The Things I’m Most Afraid to Say – Volume II
At times I have such a fierce anger with God it breaks my spirit down. And yet, I cling to Him. Some days it feels like a trauma bond. I have to remind myself constantly He is not the thing that’s hurting me. He loves me. He cares for me. But, it hurts. It hurts.
I’m happy I was there to help him. I’m happy now he’s somewhere safe.
Most days I am angry. Often I am defeated. More often than not I worry about slipping away unnoticed. But I, of all people, should know I am difficult to kill. And though some days I have been so deliriously close to becoming a memory, I hold on. I don’t know if that’s a choice of faith or delusion. Maybe it’s an act of rebellion. Who wins if I leave? Then again, who wins if I stay?
I walk on eggshells most days because I’m afraid. I steal glimpses to make sure he’s still there. I hasten my breath to measure the sound of a cough. I live in fear of random phone calls. Loud thumps from the next room. How do people live with sickness? With uncertainty? I cry because I cannot fix this for them. I cannot fix this.
I am no victim in this. Life has been, and will continue to be, cruel to most. And yet, we keep on living.
Something hurt me recently, and I couldn’t find the space in my heart to let myself feel it. Couldn’t quite capture the searing emotions, nor the freedom to release them in which I previously did. Instead I just added it as another tally to life’s scorecard. Gulped in cold acceptance. Moved on. Some things are not worth fighting back.
It is painful to the point my screams are silent.
Why did you do that? To me? To us? Why did you do that? Burn it and move on.
“I need to work out.” His body was different. Bigger. Stronger. Leaner. I didn’t know this body, but I knew this body. It belonged to me as much as mine belonged to him. “I don’t want this to be just sex.” When had it ever been just sex with us?

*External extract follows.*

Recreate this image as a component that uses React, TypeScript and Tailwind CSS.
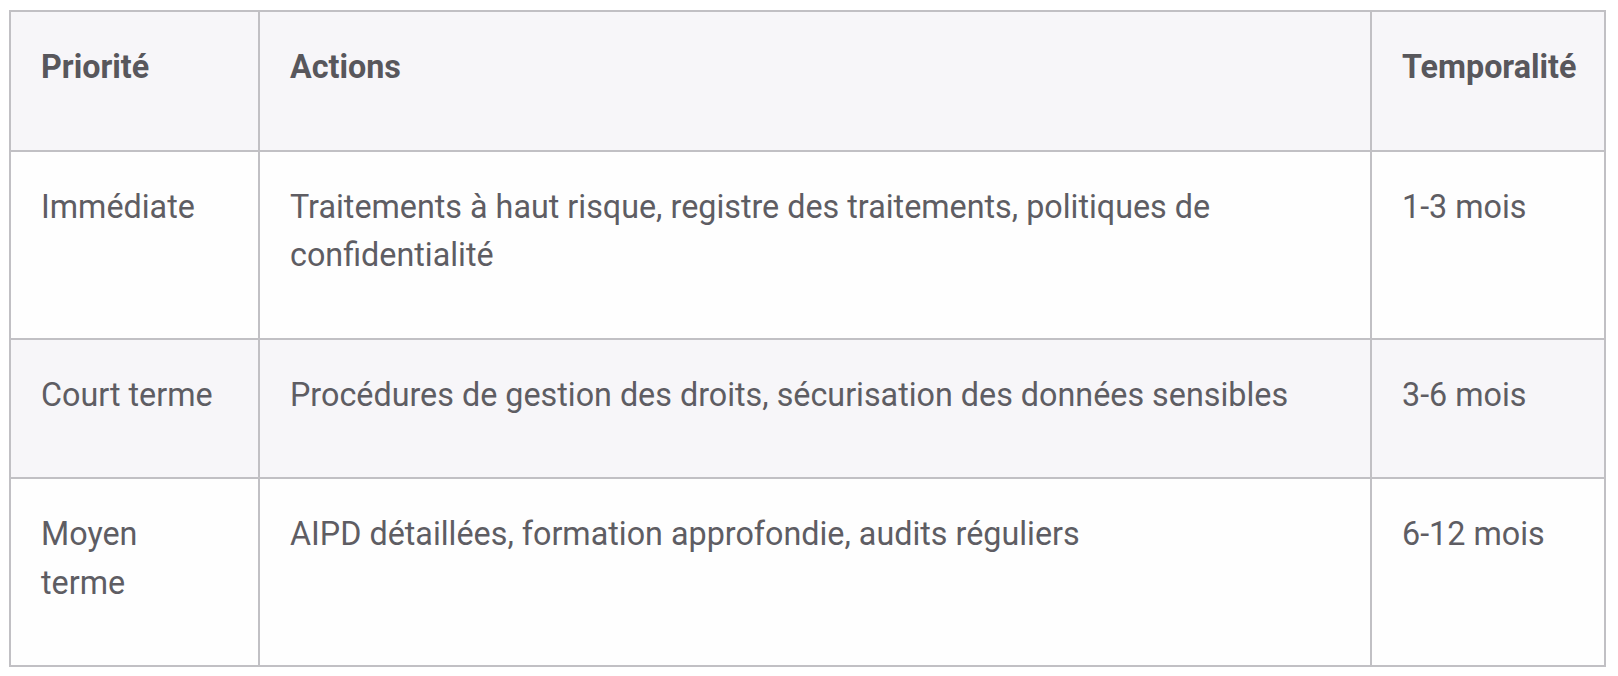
import React from "react";

const rows = [
  {
    priority: "Immédiate",
    actions:
      "Traitements à haut risque, registre des traitements, politiques de confidentialité",
    time: "1-3 mois",
    shaded: false,
  },
  {
    priority: "Court terme",
    actions: "Procédures de gestion des droits, sécurisation des données sensibles",
    time: "3-6 mois",
    shaded: true,
  },
  {
    priority: "Moyen terme",
    actions: "AIPD détaillées, formation approfondie, audits réguliers",
    time: "6-12 mois",
    shaded: false,
  },
];

export default function App() {
  return (
    <div className="min-h-screen bg-white pl-[9px] pt-[10px] font-['Roboto',sans-serif] text-[#5e5d63]">
      <table className="w-[1597px] table-fixed border-collapse text-left text-[32.3px] leading-[48.5px]">
        <thead>
          <tr className="bg-[#f7f6f9]">
            <th className="w-[249px] border-2 border-[#c1c0c4] px-[30px] pt-[31px] pb-[58px] align-top font-bold text-[#58575c]">
              Priorité
            </th>
            <th className="w-[1112px] border-2 border-[#c1c0c4] px-[30px] pt-[31px] pb-[58px] align-top font-bold text-[#58575c]">
              Actions
            </th>
            <th className="border-2 border-[#c1c0c4] px-[30px] pt-[31px] pb-[58px] align-top font-bold text-[#58575c]">
              Temporalité
            </th>
          </tr>
        </thead>
        <tbody>
          {rows.map((r) => (
            <tr key={r.priority} className={r.shaded ? "bg-[#f7f6f9]" : "bg-[#fefefe]"}>
              <td className="border-2 border-[#c1c0c4] px-[30px] pt-[31px] pb-[58px] align-top">
                {r.priority}
              </td>
              <td className="border-2 border-[#c1c0c4] px-[30px] pt-[31px] pb-[58px] align-top">
                {r.actions}
              </td>
              <td className="border-2 border-[#c1c0c4] px-[30px] pt-[31px] pb-[58px] align-top">
                {r.time}
              </td>
            </tr>
          ))}
        </tbody>
      </table>
    </div>
  );
}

Still those same scared eyes, though.
I used to think poisoning myself instead of others was honorable. Merciful. An act of grace. But now I understand the satisfaction of picking a carcass apart. I have only ever met one man who understood that type of venom. only a few who were capable of doing it. some days I wonder, how did those men find me? Why did I choose them?
If I must walk through this fire I will consume it, bend it, and become it. I will utilize this fire as a weapon, and I will be a more lethal woman for it. I cannot control this, but I can rise from it.
There is something about the way he communicates that intrigues me. Something about his confidence that surprises me. He treats me like something precious. And he carries himself like a man who knows he deserves something precious. Like he knows how to acquire something precious. Knows how to take care of something precious. His control is smooth. Subtle. Seductive. He surprises me. Men don’t surprise me. But he does.
Could this be a new beginning?
I will forever be changed by this. And while it is not promised that things will be okay, it is promised that life will move forward. I’ll have to find my peace in that.
No matter the darkness, no matter the pain, I choose life. Each day, I awake, and I must always choose life. Thank God it is so.